(begin)
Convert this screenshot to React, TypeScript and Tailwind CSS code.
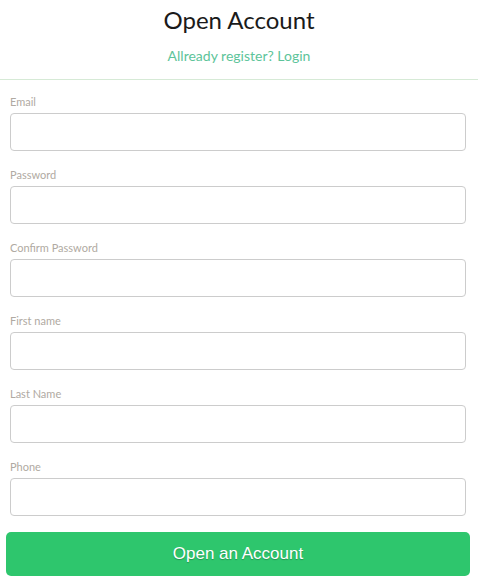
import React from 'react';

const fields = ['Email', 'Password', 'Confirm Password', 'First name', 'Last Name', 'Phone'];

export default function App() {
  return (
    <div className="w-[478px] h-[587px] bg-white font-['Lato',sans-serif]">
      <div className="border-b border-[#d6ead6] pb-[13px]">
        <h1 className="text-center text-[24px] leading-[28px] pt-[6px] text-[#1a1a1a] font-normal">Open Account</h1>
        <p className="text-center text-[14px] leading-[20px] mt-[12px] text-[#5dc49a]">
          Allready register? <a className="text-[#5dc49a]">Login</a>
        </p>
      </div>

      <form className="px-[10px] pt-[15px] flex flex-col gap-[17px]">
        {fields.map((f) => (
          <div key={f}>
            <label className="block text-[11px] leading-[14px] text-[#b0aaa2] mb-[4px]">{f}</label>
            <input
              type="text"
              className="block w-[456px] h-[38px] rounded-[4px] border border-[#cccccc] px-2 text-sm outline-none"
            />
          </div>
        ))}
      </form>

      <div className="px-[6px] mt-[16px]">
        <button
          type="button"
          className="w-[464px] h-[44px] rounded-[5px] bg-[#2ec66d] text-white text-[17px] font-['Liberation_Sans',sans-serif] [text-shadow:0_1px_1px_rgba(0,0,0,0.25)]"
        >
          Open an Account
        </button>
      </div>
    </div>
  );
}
(end)
(begin)
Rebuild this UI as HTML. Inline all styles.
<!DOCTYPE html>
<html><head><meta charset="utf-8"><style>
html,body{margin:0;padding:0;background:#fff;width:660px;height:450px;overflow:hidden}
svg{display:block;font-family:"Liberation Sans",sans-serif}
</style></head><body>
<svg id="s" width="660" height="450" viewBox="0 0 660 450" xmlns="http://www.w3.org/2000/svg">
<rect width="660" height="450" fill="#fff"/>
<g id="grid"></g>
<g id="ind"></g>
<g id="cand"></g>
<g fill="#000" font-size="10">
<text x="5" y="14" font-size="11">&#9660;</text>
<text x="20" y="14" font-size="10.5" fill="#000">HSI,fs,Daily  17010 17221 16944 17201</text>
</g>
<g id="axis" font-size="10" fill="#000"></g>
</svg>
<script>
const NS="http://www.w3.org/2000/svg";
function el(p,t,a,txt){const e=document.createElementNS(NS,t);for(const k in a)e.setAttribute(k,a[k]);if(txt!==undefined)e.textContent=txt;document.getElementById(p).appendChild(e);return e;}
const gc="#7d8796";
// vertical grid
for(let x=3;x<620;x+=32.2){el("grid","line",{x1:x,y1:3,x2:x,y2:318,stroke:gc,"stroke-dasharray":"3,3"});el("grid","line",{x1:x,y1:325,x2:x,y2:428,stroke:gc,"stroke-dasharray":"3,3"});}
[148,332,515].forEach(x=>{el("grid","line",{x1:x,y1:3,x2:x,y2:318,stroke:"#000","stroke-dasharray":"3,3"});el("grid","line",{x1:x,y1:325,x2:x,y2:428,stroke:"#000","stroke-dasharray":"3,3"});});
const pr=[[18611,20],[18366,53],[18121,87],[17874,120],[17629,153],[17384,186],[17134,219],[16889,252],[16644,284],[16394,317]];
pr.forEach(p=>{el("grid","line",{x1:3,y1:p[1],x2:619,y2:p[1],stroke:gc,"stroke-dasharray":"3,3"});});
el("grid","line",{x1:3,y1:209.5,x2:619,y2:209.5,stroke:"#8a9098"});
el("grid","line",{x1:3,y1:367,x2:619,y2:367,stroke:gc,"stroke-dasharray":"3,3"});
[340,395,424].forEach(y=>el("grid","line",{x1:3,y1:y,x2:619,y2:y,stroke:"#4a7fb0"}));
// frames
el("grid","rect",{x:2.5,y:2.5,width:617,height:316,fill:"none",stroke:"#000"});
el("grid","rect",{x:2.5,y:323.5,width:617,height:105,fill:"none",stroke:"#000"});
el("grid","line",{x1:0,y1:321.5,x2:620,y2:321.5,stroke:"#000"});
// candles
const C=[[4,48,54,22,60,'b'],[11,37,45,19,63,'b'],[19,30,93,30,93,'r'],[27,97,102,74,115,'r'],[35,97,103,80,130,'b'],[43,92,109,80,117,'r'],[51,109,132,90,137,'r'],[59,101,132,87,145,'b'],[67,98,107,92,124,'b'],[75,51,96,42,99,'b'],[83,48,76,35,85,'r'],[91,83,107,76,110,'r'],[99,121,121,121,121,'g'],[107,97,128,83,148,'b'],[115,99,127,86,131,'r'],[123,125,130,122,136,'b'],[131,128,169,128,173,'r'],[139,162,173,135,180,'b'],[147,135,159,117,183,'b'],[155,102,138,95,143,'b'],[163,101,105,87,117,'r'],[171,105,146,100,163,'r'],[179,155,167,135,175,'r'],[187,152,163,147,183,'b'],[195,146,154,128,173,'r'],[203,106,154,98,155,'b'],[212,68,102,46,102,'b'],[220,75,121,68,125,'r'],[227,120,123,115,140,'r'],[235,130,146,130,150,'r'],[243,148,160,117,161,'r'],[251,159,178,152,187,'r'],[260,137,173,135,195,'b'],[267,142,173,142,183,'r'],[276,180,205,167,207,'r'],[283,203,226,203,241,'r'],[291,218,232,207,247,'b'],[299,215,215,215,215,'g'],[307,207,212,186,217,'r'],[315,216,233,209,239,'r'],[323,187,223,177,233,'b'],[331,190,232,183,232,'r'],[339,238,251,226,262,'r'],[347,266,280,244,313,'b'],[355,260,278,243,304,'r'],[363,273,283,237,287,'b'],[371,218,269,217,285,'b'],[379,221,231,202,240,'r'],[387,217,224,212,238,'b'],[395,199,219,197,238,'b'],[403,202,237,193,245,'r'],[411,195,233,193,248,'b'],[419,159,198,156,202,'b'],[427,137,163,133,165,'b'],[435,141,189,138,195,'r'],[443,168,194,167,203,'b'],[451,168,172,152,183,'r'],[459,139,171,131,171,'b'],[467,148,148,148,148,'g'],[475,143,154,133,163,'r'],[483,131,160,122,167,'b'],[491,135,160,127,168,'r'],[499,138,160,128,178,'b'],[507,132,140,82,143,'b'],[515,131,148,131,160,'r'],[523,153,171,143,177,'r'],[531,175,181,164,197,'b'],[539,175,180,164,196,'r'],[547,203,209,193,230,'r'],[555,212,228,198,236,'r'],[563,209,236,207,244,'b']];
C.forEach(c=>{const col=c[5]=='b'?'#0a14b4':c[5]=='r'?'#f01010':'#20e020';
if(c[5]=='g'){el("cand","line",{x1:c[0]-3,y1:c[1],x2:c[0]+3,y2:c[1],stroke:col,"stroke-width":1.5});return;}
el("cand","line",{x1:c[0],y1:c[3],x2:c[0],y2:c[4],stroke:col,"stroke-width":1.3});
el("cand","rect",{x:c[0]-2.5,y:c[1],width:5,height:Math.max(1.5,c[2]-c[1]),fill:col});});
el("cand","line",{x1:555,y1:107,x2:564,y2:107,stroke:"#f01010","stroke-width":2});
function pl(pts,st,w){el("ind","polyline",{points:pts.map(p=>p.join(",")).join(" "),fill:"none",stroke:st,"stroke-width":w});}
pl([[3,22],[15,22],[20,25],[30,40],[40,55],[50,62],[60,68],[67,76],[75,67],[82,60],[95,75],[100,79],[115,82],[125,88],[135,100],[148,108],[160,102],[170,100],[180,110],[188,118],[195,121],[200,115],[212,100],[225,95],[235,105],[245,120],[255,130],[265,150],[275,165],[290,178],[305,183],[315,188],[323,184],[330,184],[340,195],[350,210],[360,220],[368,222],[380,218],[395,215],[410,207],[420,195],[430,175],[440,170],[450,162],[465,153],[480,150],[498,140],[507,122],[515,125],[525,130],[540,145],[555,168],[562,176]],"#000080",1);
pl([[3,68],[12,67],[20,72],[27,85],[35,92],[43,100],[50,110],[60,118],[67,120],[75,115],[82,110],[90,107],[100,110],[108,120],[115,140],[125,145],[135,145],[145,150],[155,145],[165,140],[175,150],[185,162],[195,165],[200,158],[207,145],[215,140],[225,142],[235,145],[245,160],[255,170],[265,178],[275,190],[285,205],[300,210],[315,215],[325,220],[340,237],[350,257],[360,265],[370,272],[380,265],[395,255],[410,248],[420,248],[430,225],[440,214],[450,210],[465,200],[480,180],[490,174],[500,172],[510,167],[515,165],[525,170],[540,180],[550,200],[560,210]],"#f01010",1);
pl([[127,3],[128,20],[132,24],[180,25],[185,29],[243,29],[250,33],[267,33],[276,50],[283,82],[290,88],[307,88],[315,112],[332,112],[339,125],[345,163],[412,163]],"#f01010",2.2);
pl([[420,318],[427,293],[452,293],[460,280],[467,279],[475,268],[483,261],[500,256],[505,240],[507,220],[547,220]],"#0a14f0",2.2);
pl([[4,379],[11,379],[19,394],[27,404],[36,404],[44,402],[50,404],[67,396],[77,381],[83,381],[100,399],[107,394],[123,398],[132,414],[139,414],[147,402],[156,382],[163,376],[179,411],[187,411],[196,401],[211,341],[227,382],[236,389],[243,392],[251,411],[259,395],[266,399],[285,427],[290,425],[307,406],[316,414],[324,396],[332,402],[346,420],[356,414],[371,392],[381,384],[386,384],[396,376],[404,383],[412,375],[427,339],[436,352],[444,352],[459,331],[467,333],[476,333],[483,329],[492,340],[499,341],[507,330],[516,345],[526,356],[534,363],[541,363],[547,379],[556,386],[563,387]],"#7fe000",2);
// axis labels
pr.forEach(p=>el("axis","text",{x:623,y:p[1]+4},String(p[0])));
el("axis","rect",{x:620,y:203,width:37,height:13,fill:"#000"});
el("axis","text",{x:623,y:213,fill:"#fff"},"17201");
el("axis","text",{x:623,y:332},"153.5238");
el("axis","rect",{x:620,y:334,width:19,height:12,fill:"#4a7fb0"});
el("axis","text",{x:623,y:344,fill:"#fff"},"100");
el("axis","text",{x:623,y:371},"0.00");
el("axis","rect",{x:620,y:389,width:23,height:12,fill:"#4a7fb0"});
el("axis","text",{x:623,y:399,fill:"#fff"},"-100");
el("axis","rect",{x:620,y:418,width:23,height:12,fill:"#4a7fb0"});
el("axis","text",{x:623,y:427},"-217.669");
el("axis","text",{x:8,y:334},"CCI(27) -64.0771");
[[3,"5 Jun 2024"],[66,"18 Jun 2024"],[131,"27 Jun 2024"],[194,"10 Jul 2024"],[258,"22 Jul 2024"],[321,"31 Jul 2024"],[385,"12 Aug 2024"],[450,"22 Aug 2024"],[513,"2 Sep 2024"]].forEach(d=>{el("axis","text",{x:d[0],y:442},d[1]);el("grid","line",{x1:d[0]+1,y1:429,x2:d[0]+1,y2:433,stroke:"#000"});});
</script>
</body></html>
(end)
→ **Given instruction**: Pick out lines containing the word "this", each one as written.

→ **Expected output**:
Convert this screenshot to React, TypeScript and Tailwind CSS code.
Rebuild this UI as HTML. Inline all styles.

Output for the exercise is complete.